begin Data block
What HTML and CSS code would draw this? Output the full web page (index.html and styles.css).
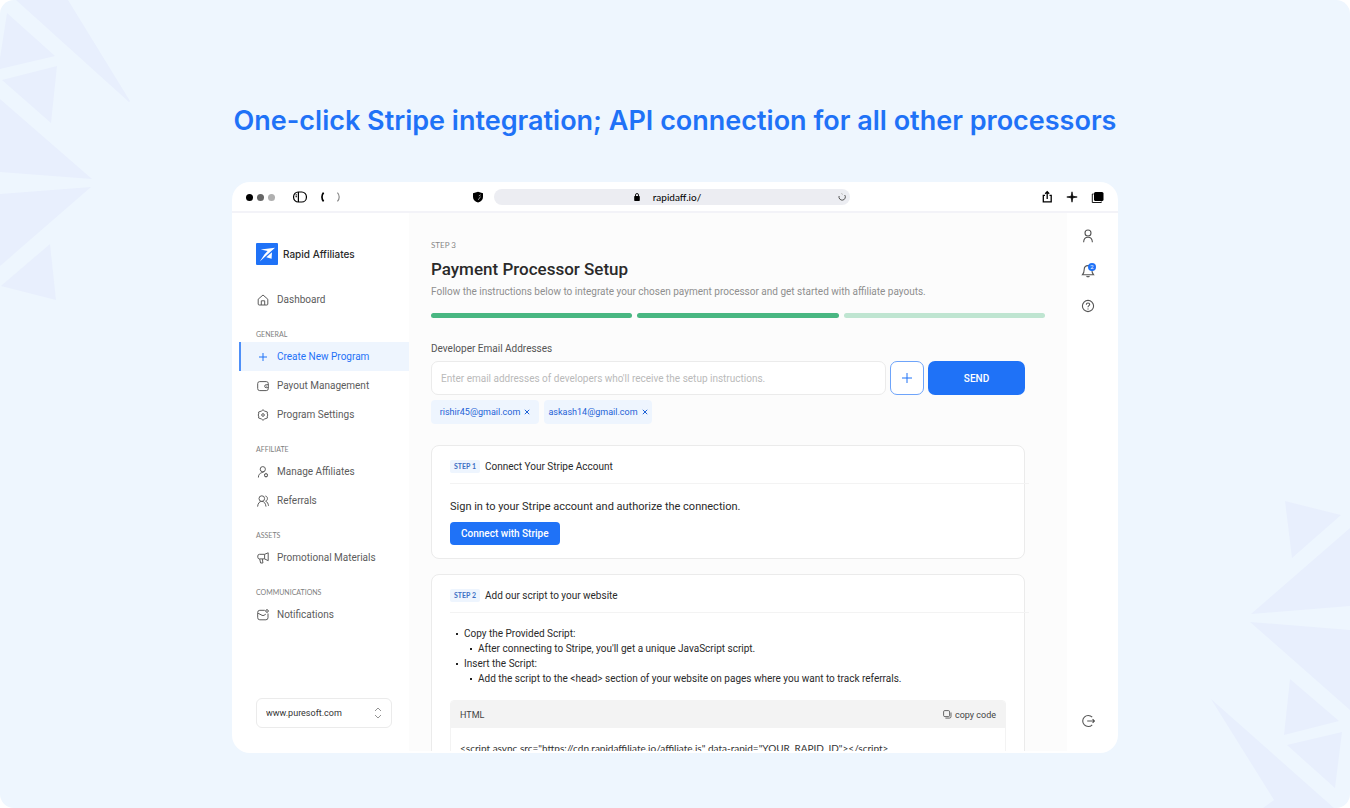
FILE: index.html
```html
<!DOCTYPE html>
<html lang="en">
<head>
<meta charset="utf-8">
<title>Rapid Affiliates – Payment Processor Setup</title>
<link rel="stylesheet" href="styles.css">
</head>
<body>
<div class="stage">
  <svg class="shards shards-left" viewBox="0 0 140 310" aria-hidden="true">
    <path d="M16 0H68L130 101 129 102ZM7 13 55 56 0 69V58ZM2 80 57 66 51 123ZM0 99 92 179 0 172ZM0 194 91 187 0 266ZM50 244 56 300 1 286Z"/>
  </svg>
  <svg class="shards shards-right" viewBox="0 0 160 328" aria-hidden="true">
    <path d="M95 21 151 35 102 78ZM160 48 61 134 160 126ZM60 142 160 150V230ZM100 199 149 241 94 255ZM97 265 152 252 145 308ZM21 219 84 320 73 328H144Z"/>
  </svg>

  <h1 class="headline">One-click Stripe integration; API connection for all other processors</h1>

  <div class="window">
    <header class="browser-bar">
      <div class="bar-left">
        <span class="dots"><i class="dot"></i><i class="dot dot-mid"></i><i class="dot dot-light"></i></span>
        <svg class="ico-panel" width="16" height="12" viewBox="0 0 16 12" fill="none" stroke="#000" stroke-width="1.2"><rect x="1.6" y="1" width="12.8" height="10" rx="4.6"/><path d="M6.4 1v10M3.6 3.8h1.2M3.6 5.6h1.2"/></svg>
        <svg class="ico-back" width="24" height="12" viewBox="0 0 24 12" fill="none" stroke="#000"><path d="M5.600 1.600C3.400 4 3.400 8 5.600 10.400" stroke-width="1.700"/><path d="M19.400 1.600C21.800 4 21.800 8 19.400 10.400" stroke="#888" stroke-width="1.200"/></svg>
      </div>
      <div class="bar-center">
        <svg width="12" height="12" viewBox="0 0 12 12"><path d="M6 .8 11 2.300V6C11 8.700 8.900 10.700 6 11.600 3.100 10.700 1 8.700 1 6V2.300Z"/><path d="M8.700 3.800 6.800 5M8.500 5.600 6.300 8.800" stroke="#fff" stroke-width=".6"/></svg>
        <div class="address">
          <span class="address-text">
            <svg width="8" height="10" viewBox="0 0 8 10"><rect x="1.200" y="4" width="5.600" height="5" rx=".7"/><path d="M2.500 4.400V3a1.500 1.500 0 0 1 3 0v1.400" fill="none" stroke="#000" stroke-width=".9"/></svg>
            rapidaff.io/
          </span>
          <svg class="ico-reload" width="10" height="10" viewBox="0 0 10 10" fill="none" stroke="#444" stroke-width=".9"><path d="M7.700 3A3.200 3.200 0 1 1 2.100 4"/><path d="M4.300 1.500 5.800 2.400" stroke="#aaa"/></svg>
        </div>
      </div>
      <div class="bar-right">
        <svg width="12" height="14" viewBox="0 0 12 14" fill="none" stroke="#000" stroke-width="1.300"><path d="M4 5.300H2.300v6.600h7.900V5.300H8.500M6.200 9V2M4.200 3.700l2-2 2 2"/></svg>
        <svg width="12" height="12" viewBox="0 0 12 12"><path d="M6 .8 6.800 5.200 11.200 6 6.800 6.800 6 11.200 5.200 6.800.8 6 5.200 5.200Z" stroke="#000" stroke-width=".7"/></svg>
        <svg width="13" height="13" viewBox="0 0 13 13"><rect x="3" y="1" width="9.500" height="9" rx="1.500"/><path d="M2.700 3H1.300v8.500h9V10.500" fill="none" stroke="#000" stroke-width=".9"/></svg>
      </div>
    </header>

    <div class="app">
      <aside class="sidebar">
        <div class="brand">
          <svg width="22" height="22" viewBox="0 0 22 22"><rect width="22" height="22" rx="1" fill="#1f72f7"/><path d="M4.700 6.500 19 4.800 11.200 11.800 3.800 18.400 8.600 11.200 11.600 8Z" fill="#fff"/><path d="M10.300 14.300 13.900 11 16 9.300 15.600 15.700Z" fill="#fff"/></svg>
          <span>Rapid Affiliates</span>
        </div>
        <nav class="nav">
          <a class="nav-item" href="#"><svg viewBox="0 0 12 12"><path d="M1.200 5.200 6 1l4.800 4.200V10q0 1-1 1H2.200q-1 0-1-1ZM4.300 11V6.800h3.400V11"/></svg>Dashboard</a>
          <h2 class="nav-label">GENERAL</h2>
          <a class="nav-item active" href="#"><svg viewBox="0 0 12 12"><path d="M6 2v8M2 6h8"/></svg>Create New Program</a>
          <a class="nav-item" href="#"><svg viewBox="0 0 12 12"><rect x=".7" y="1.600" width="10.600" height="9" rx="2"/><path d="M11.300 4.700H9.200a1.500 1.500 0 0 0 0 3h2.100M9 6.200h.7"/></svg>Payout Management</a>
          <a class="nav-item" href="#"><svg viewBox="0 0 12 12"><path d="M6 .7 7.500 2 10.400 3 10.200 5 11 6 10.200 7 10.400 9 7.500 10 6 11.300 4.500 10 1.600 9 1.800 7 1 6 1.800 5 1.600 3 4.500 2Z" stroke-linejoin="round"/><circle cx="6" cy="6" r="1.300"/></svg>Program Settings</a>
          <h2 class="nav-label">AFFILIATE</h2>
          <a class="nav-item" href="#"><svg viewBox="0 0 12 12"><circle cx="5.800" cy="3.200" r="2.600"/><path d="M1.400 11.500C1.400 8.600 2.600 7.600 4.800 6.600L7.300 5.600"/><circle cx="9" cy="9.200" r="1.500"/><path d="M9 6.900v.8M9 10.700v.8M7 8l.7.500M10.300 9.900l.7.500M7 10.400l.7-.5M10.300 8.500 11 8"/></svg>Manage Affiliates</a>
          <a class="nav-item" href="#"><svg viewBox="0 0 12 12"><circle cx="4.800" cy="3.600" r="2.800"/><path d="M.6 11.600C1 8 2.500 6.400 4.800 6.400S8.500 8 9 11.600M8.400 1C11.200 1.500 11 5.500 8.600 6.200 10.400 7 11.200 8.500 11.500 10.800"/></svg>Referrals</a>
          <h2 class="nav-label">ASSETS</h2>
          <a class="nav-item" href="#"><svg viewBox="0 0 12 12"><path d="M7.600 2.300H2.500Q.8 2.300.8 4v1.200q0 1.700 1.700 1.700h5.100M7.600 2.300 11.200.8v7.900L7.600 6.900ZM2.700 7l.9 4h2.300L5.400 7"/></svg>Promotional Materials</a>
          <h2 class="nav-label">COMMUNICATIONS</h2>
          <a class="nav-item" href="#"><svg viewBox="0 0 12 12"><path d="M7.800 1.300H2.800q-2.100 0-2.100 2.100v5.300q0 2.100 2.100 2.100h6.100q2.100 0 2.100-2.100V4.500M1 4.200 5 6.300q1 .5 2 0L8.800 5.200"/><circle cx="10" cy="2" r="1.300"/></svg>Notifications</a>
        </nav>
        <div class="site-picker">
          <select aria-label="Website"><option>www.puresoft.com</option></select>
          <svg width="8" height="12" viewBox="0 0 8 12" fill="none" stroke="#888" stroke-width=".9"><path d="M1 4 4 1 7 4M1 8l3 3 3-3"/></svg>
        </div>
      </aside>

      <main class="main">
        <p class="eyebrow">STEP 3</p>
        <h2 class="page-title">Payment Processor Setup</h2>
        <p class="page-sub">Follow the instructions below to integrate your chosen payment processor and get started with affiliate payouts.</p>
        <div class="progress"><span></span><span></span><span class="pending"></span></div>

        <div class="column">
          <label class="field-label" for="emails">Developer Email Addresses</label>
          <form class="email-row">
            <input id="emails" type="text" placeholder="Enter email addresses of developers who'll receive the setup instructions.">
            <button class="add" type="button" aria-label="Add email"><svg width="12" height="12" viewBox="0 0 12 12" stroke="#1f72f7" stroke-width="1"><path d="M6 1v10M1 6h10"/></svg></button>
            <button class="send" type="button">SEND</button>
          </form>
          <div class="chips">
            <button class="chip" type="button">rishir45@gmail.com <svg viewBox="0 0 6 6"><path d="M.8.8l4.400 4.400M5.200.8.8 5.200"/></svg></button>
            <button class="chip" type="button">askash14@gmail.com <svg viewBox="0 0 6 6"><path d="M.8.8l4.400 4.400M5.200.8.8 5.200"/></svg></button>
          </div>

          <section class="card">
            <div class="card-head"><span class="badge">STEP 1</span><h3>Connect Your Stripe Account</h3></div>
            <p class="lead">Sign in to your Stripe account and authorize the connection.</p>
            <button class="connect" type="button">Connect with Stripe</button>
          </section>

          <section class="card">
            <div class="card-head"><span class="badge">STEP 2</span><h3>Add our script to your website</h3></div>
            <ul class="steps">
              <li>Copy the Provided Script:
                <ul><li>After connecting to Stripe, you'll get a unique JavaScript script.</li></ul>
              </li>
              <li>Insert the Script:
                <ul><li>Add the script to the &lt;head&gt; section of your website on pages where you want to track referrals.</li></ul>
              </li>
            </ul>
            <div class="code">
              <div class="code-head"><span>HTML</span>
                <button class="copy" type="button"><svg width="9" height="9" viewBox="0 0 9 9" fill="none" stroke="#444" stroke-width=".8"><rect x=".6" y=".6" width="6" height="6" rx="1.200"/><path d="M8 2.500v4q0 1.600-1.600 1.600h-4"/></svg>copy code</button>
              </div>
              <pre><code>&lt;script async src="https://cdn.rapidaffiliate.io/affiliate.js" data-rapid="YOUR_RAPID_ID"&gt;&lt;/script&gt;</code></pre>
            </div>
          </section>
        </div>
      </main>

      <aside class="rail">
        <button type="button" aria-label="Profile"><svg viewBox="0 0 14 14"><circle cx="7" cy="4" r="3"/><path d="M2.600 13.200C2.800 9.800 4.400 8.300 7 8.300s4.200 1.500 4.400 4.900"/></svg></button>
        <button type="button" aria-label="Notifications" class="bell"><svg viewBox="0 0 14 14"><path d="M7 1.600C4.300 1.600 3.200 3.500 3.200 5.600c0 3-.6 3.800-1.800 5.200h11.200C11.400 9.400 10.800 8.600 10.800 5.600M5.500 12.200q1.500 1.200 3 0M7 1.600h1"/></svg><span class="count">2</span></button>
        <button type="button" aria-label="Help"><svg viewBox="0 0 14 14"><circle cx="7" cy="7" r="5.600"/><path d="M5.300 5.700C5.300 3.300 8.700 3.500 8.700 5.500 8.700 6.700 7 6.700 7 8.200M7 9.500v.9"/></svg></button>
        <button type="button" aria-label="Log out" class="logout"><svg viewBox="0 0 14 14"><path d="M11.200 3.200A5.500 5.500 0 1 0 11.200 10.800M6.200 7h7M11.600 5.200 13.400 7l-1.800 1.800"/></svg></button>
      </aside>
    </div>
  </div>
</div>
</body>
</html>
```

FILE: styles.css
```css
* { box-sizing: border-box; }

body {
  margin: 0;
  background: #fff;
  font-family: Roboto, "Liberation Sans", sans-serif;
  font-size: 10px;
  color: #2a2a2a;
}

h1, h2, h3, p, ul, pre { margin: 0; padding: 0; font-weight: 400; }
h3 { font-size: 10px; }
button, input, select { font: inherit; color: inherit; margin: 0; }
button { border: 0; background: none; padding: 0; cursor: pointer; }

.stage {
  position: relative;
  display: flex;
  flex-direction: column;
  gap: 41px;
  height: 100vh;
  padding: 101px 232px 55px;
  background: #eef6fe;
  border-radius: 14px;
  overflow: hidden;
}

.shards { position: absolute; fill: #e8effd; }
.shards-left { top: 0; left: 0; width: 140px; }
.shards-right { bottom: 0; right: 0; width: 160px; }

.headline {
  font-family: Inter, "Open Sans", sans-serif;
  font-size: 27px;
  font-weight: 600;
  line-height: 40px;
  color: #1f72f7;
  white-space: nowrap;
  display: flex;
  justify-content: center;
}

.window {
  position: relative;
  flex: 1;
  min-height: 0;
  display: flex;
  flex-direction: column;
  padding-bottom: 2px;
  background: #fff;
  border-radius: 18px;
  overflow: hidden;
}

.browser-bar {
  flex: none;
  display: grid;
  grid-template-columns: 240fr 378fr 268fr;
  align-items: center;
  height: 31px;
  padding-top: 1px;
  border-bottom: 2px solid #f3f3f8;
}
.bar-left { display: flex; align-items: center; padding-left: 14px; }
.dots { display: flex; gap: 4px; margin-right: 17px; }
.dot { width: 7px; height: 7px; border-radius: 50%; background: #000; }
.dot-mid { background: #666; }
.dot-light { background: #b0b0b0; }
.ico-back { margin-left: 10px; }
.bar-center { display: flex; align-items: center; gap: 10px; }
.address {
  flex: 1;
  display: flex;
  align-items: center;
  height: 16px;
  padding: 0 3px;
  border-radius: 8px;
  background: #ecedf2;
  font-family: Lato, sans-serif;
  font-size: 10px;
  color: #000;
}
.address-text { flex: 1; display: flex; align-items: center; justify-content: center; gap: 12px; }
.bar-right { display: flex; align-items: center; justify-content: flex-end; gap: 13px; padding-right: 14px; }

.app { flex: 1; min-height: 0; display: flex; }

.sidebar {
  flex: none;
  width: 177px;
  display: flex;
  flex-direction: column;
  padding: 30px 0 23px;
}
.brand {
  display: flex;
  align-items: center;
  gap: 5px;
  padding-left: 24px;
  font-family: Inter, sans-serif;
  font-weight: 500;
  font-size: 10px;
}
.nav { margin-top: 20px; padding-left: 7px; }
.nav-item {
  display: flex;
  align-items: center;
  gap: 8px;
  height: 29px;
  padding-left: 16px;
  border-left: 2px solid transparent;
  color: #5c5c5c;
  text-decoration: none;
}
.nav-item svg { width: 12px; height: 12px; fill: none; stroke: currentColor; stroke-width: 1; }
.nav-item.active { border-color: #4f90f8; background: #eef5fe; color: #1f72f7; }
.nav-label {
  margin: 15px 0 2px 17px;
  font-family: Lato, sans-serif;
  font-size: 7px;
  line-height: 11px;
  color: #808080;
}
.site-picker { position: relative; margin: auto 17px 0 24px; }
.site-picker select {
  appearance: none;
  display: block;
  width: 100%;
  height: 30px;
  padding: 0 9px;
  border: 1px solid #ebebeb;
  border-radius: 6px;
  background: #fff;
  font-size: 9px;
  color: #333;
}
.site-picker svg { position: absolute; right: 10px; top: 9px; pointer-events: none; }

.main {
  flex: 1;
  min-width: 0;
  padding: 26px 22px 0;
  background: #fcfcfc;
  overflow: hidden;
}
.eyebrow { font-family: Lato, sans-serif; font-size: 8px; line-height: 12px; color: #888; }
.page-title { margin-top: 8px; font-size: 17px; font-weight: 500; line-height: 20px; }
.page-sub { margin-top: 6px; line-height: 14px; color: #8f8f8f; white-space: nowrap; }
.progress { display: flex; gap: 5px; margin-top: 14px; }
.progress span { flex: 1; height: 5px; border-radius: 3px; background: #49b782; }
.progress .pending { background: #bfe5d1; }

.column { margin: 24px 20px 0 0; }
.field-label { display: block; line-height: 14px; color: #555; }
.email-row { display: flex; gap: 4px; margin-top: 5px; }
.email-row input {
  flex: 1;
  min-width: 0;
  height: 34px;
  padding: 0 9px;
  border: 1px solid #ebebeb;
  border-radius: 7px;
  background: #fff;
}
.email-row input::placeholder { color: #bababa; }
.add {
  display: grid;
  place-items: center;
  width: 34px;
  border: 1px solid #6ea4fa;
  border-radius: 7px;
  background: #fff;
}
.send { width: 97px; border-radius: 7px; background: #1f72f7; color: #fff; font-weight: 500; }

.chips { display: flex; gap: 5px; margin-top: 5px; }
.chip {
  display: flex;
  align-items: center;
  justify-content: center;
  gap: 4px;
  width: 108px;
  height: 24px;
  border-radius: 4px;
  background: #eef5fe;
  font-size: 9px;
  color: #1d62d6;
}
.chip svg { width: 6px; height: 6px; fill: none; stroke: currentColor; stroke-width: 1; }

.card {
  margin-top: 15px;
  padding: 0 18px 13px;
  border: 1px solid #ebebeb;
  border-radius: 8px;
  background: #fff;
}
.chips + .card { margin-top: 21px; }
.card-head {
  display: flex;
  align-items: center;
  gap: 5px;
  height: 38px;
  margin-right: -23px;
  padding-top: 4px;
  border-bottom: 1px solid #f3f3f3;
}
.badge {
  width: 30px;
  border-radius: 2px;
  background: #eef5fe;
  font-family: Lato, sans-serif;
  font-size: 7px;
  font-weight: 700;
  line-height: 13px;
  text-align: center;
  color: #3d6fc4;
}
.lead { margin-top: 15px; font-size: 11px; line-height: 16px; }
.connect {
  height: 23px;
  margin-top: 7px;
  padding: 0 11px;
  border-radius: 4px;
  background: #1f72f7;
  color: #fff;
  font-weight: 500;
  display: block;
}

.steps { margin-top: 13px; line-height: 15px; list-style: none; }
.steps ul { list-style: none; }
.steps li { padding-left: 14px; }
.steps li::before {
  content: "";
  float: left;
  width: 2px;
  height: 2px;
  margin: 7px 0 0 -8px;
  background: #222;
}
.code { margin-top: 14px; border: 1px solid #f3f3f3; border-radius: 4px; overflow: hidden; }
.code-head {
  display: flex;
  align-items: center;
  justify-content: space-between;
  height: 27px;
  padding: 0 9px;
  background: #f3f3f3;
  font-size: 9px;
  color: #444;
}
.copy { display: flex; align-items: center; gap: 3px; }
.code pre { padding: 13px 9px; line-height: 15px; }
.code code { font-family: Lato, sans-serif; font-size: 10px; color: #333; }

.rail {
  flex: none;
  width: 51px;
  display: flex;
  flex-direction: column;
  align-items: center;
  gap: 21px;
  padding: 16px 9px 23px 0;
}
.rail button { position: relative; width: 14px; height: 14px; }
.rail svg { display: block; width: 14px; height: 14px; fill: none; stroke: #555; stroke-width: 1.100; }
.count {
  position: absolute;
  top: -1px;
  right: -1px;
  width: 8px;
  height: 8px;
  border-radius: 50%;
  background: #1f72f7;
  color: #fff;
  font-size: 6px;
  line-height: 8px;
  text-align: center;
}
.rail .logout { margin-top: auto; }
```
end Data block
To be done: Take each line containing the string "styles" and copy it out.

Solution for this problem:
What HTML and CSS code would draw this? Output the full web page (index.html and styles.css).
<link rel="stylesheet" href="styles.css">
FILE: styles.css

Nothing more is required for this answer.